Only the lines from the one containing "Generate a component" through the one containing "border-b-[3px] border-black pb-[8px]" should be duplicated, exactly as they appear. Pictures are to be left out.

═══ INPUT DATA ═══

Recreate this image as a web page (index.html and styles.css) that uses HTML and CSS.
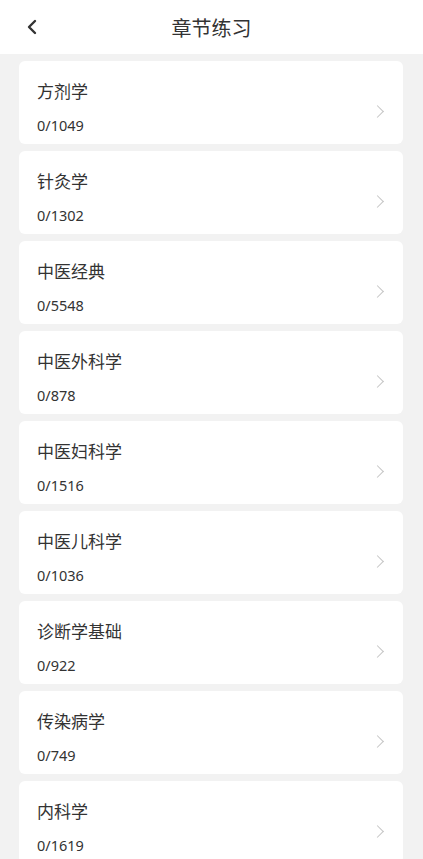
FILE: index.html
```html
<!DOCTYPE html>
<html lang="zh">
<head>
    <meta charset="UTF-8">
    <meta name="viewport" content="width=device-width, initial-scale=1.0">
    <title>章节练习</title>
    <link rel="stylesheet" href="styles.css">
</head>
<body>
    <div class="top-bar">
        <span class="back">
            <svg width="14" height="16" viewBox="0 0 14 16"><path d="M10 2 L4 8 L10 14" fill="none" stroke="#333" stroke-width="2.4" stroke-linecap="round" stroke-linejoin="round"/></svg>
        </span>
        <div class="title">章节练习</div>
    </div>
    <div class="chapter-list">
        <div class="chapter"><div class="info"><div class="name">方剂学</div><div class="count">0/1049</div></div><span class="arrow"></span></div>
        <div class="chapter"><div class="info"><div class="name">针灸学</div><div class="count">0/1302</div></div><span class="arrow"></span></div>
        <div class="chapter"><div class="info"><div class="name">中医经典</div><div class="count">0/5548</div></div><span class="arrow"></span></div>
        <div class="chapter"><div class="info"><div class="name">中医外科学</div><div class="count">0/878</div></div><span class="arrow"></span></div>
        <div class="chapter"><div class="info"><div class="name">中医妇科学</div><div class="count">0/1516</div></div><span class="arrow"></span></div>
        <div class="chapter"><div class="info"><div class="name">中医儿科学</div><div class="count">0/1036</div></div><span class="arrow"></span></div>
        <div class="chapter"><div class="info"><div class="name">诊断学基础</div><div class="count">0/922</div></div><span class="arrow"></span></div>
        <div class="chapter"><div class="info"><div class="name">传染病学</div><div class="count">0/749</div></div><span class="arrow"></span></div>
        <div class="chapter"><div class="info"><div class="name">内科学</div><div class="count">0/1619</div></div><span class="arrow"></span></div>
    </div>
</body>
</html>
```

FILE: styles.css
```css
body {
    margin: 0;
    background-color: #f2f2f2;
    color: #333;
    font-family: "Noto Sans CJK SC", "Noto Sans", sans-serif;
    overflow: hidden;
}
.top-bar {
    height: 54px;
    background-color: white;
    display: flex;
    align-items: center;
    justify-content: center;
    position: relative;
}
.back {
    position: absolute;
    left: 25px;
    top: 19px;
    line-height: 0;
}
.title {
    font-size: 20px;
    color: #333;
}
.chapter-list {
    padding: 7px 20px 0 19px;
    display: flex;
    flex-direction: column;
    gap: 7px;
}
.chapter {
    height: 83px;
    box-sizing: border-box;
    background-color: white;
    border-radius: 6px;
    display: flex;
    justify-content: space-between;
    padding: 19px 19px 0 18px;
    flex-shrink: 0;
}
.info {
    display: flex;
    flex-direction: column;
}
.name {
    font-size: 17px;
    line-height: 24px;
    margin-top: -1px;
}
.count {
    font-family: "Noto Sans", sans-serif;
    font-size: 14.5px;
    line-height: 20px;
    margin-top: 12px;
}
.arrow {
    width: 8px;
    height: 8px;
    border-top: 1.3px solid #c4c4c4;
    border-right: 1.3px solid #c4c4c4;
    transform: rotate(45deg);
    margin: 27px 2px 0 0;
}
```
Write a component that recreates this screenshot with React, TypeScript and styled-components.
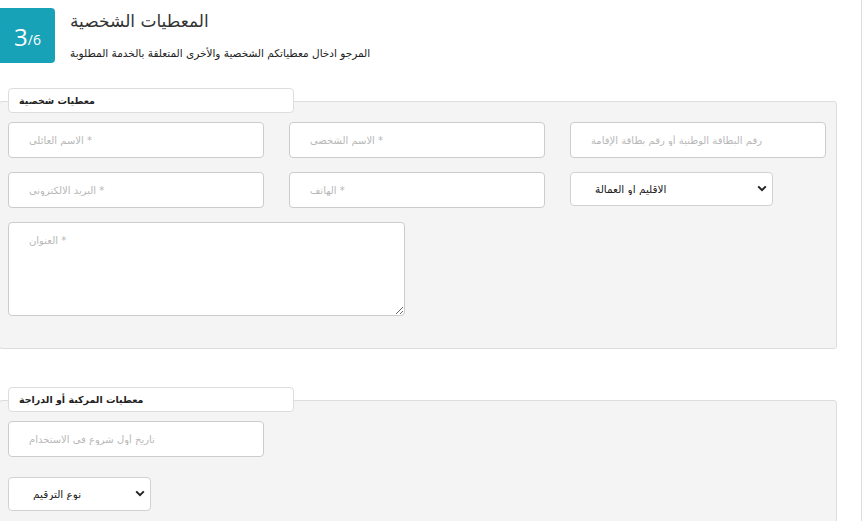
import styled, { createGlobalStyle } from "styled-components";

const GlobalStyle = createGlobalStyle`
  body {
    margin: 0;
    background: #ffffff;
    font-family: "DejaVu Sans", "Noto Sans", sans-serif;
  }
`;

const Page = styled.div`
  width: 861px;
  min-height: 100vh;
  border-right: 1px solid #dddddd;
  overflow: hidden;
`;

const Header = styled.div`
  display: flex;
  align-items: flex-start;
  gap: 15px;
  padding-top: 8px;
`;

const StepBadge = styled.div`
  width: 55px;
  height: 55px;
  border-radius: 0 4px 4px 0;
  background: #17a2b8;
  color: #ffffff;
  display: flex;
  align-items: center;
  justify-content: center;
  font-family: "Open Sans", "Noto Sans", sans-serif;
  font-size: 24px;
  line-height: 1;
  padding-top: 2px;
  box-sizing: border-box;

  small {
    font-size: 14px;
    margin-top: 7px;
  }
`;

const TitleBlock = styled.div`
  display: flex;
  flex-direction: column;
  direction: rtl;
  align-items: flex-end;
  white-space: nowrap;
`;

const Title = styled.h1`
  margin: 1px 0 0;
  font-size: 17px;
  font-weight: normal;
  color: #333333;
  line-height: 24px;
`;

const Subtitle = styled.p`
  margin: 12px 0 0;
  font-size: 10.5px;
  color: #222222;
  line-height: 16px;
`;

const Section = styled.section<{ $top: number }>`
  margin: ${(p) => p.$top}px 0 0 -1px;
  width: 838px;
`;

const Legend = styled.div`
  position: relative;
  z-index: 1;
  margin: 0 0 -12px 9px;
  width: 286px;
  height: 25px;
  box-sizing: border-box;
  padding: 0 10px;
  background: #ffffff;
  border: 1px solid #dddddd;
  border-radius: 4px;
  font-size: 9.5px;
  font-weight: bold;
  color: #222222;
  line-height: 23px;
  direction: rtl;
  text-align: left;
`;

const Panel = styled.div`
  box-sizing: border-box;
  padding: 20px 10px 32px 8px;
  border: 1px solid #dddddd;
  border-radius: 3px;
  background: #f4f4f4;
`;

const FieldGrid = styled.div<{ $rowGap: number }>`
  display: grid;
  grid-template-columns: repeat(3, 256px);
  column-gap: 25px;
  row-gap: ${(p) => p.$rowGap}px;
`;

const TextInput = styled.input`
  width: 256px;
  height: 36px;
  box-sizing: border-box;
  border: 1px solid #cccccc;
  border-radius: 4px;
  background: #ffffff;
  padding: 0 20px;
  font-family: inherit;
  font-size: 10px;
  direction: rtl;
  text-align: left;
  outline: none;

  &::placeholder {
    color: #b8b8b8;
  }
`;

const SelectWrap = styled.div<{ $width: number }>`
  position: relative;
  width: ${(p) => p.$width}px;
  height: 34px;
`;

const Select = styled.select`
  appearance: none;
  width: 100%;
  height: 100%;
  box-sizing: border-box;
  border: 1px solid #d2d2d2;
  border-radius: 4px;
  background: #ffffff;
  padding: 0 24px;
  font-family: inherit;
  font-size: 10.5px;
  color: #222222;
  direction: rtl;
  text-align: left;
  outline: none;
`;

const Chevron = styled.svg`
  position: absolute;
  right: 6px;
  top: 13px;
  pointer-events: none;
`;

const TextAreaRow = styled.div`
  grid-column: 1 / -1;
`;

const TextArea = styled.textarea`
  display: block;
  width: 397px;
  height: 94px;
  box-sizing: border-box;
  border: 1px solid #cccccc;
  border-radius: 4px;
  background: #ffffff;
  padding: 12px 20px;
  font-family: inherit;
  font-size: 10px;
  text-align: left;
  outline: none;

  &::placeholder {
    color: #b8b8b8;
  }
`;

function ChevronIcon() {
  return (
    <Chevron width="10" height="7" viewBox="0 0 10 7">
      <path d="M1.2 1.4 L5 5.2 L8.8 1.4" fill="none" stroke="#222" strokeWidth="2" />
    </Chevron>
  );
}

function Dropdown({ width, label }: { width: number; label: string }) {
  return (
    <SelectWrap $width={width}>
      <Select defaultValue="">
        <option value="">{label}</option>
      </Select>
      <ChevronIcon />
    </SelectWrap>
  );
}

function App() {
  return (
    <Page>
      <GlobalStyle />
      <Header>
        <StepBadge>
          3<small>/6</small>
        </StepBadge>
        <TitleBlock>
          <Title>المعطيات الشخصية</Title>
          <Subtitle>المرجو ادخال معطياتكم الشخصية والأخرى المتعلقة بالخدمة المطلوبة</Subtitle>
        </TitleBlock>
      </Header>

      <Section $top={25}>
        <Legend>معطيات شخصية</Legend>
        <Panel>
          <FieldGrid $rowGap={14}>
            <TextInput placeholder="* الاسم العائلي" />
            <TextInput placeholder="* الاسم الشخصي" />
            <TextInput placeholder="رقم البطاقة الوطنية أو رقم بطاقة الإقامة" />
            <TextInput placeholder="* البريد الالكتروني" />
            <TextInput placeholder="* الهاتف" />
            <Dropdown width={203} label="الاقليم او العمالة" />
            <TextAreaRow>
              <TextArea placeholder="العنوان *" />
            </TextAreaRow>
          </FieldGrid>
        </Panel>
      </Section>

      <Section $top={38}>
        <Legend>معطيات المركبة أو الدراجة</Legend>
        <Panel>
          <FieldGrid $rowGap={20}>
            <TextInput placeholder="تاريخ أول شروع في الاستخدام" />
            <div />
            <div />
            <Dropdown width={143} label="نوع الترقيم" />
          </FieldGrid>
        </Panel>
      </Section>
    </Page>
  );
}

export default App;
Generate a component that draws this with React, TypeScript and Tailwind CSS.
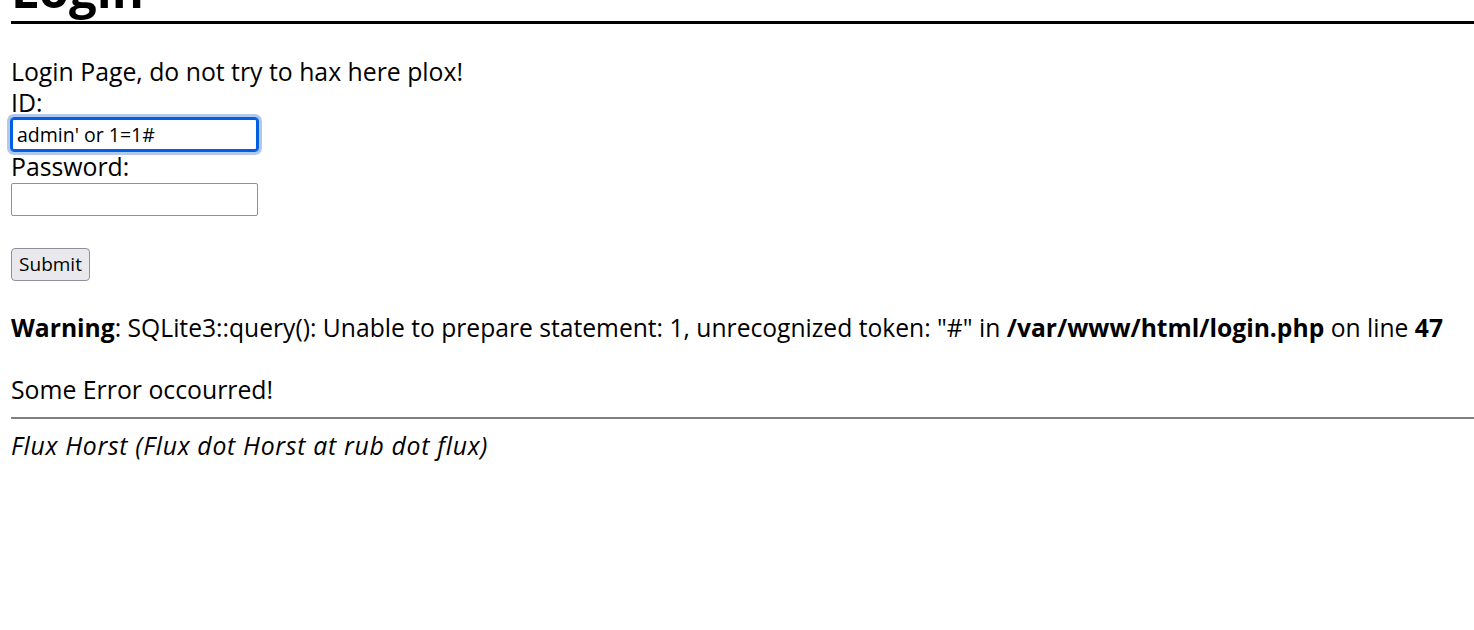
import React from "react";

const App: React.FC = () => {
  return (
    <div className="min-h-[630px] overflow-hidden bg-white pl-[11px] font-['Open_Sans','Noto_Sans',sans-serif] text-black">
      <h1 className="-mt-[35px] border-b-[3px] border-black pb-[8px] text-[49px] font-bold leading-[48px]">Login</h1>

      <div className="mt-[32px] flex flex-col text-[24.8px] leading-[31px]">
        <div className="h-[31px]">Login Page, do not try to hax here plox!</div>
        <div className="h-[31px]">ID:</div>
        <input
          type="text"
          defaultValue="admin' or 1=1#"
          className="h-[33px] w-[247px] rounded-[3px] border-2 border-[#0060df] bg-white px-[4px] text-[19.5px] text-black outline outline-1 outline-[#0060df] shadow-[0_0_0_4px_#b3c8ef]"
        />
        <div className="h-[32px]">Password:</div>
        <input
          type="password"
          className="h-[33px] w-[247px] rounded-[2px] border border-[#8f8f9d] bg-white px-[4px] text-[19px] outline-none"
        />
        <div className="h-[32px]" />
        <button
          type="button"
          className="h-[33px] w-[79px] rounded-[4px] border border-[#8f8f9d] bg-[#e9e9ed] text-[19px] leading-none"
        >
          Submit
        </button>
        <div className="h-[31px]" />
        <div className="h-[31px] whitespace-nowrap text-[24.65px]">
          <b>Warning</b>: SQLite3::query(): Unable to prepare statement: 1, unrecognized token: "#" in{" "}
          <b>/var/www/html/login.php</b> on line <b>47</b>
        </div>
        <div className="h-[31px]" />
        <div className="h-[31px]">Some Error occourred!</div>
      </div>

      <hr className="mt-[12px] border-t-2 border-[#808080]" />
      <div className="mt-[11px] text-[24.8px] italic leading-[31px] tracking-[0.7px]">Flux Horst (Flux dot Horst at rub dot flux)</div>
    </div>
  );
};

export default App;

═══

PROBLEM SOLUTION:
Generate a component that draws this with React, TypeScript and Tailwind CSS.
import React from "react";

const App: React.FC = () => {
  return (
    <div className="min-h-[630px] overflow-hidden bg-white pl-[11px] font-['Open_Sans','Noto_Sans',sans-serif] text-black">
      <h1 className="-mt-[35px] border-b-[3px] border-black pb-[8px] text-[49px] font-bold leading-[48px]">Login</h1>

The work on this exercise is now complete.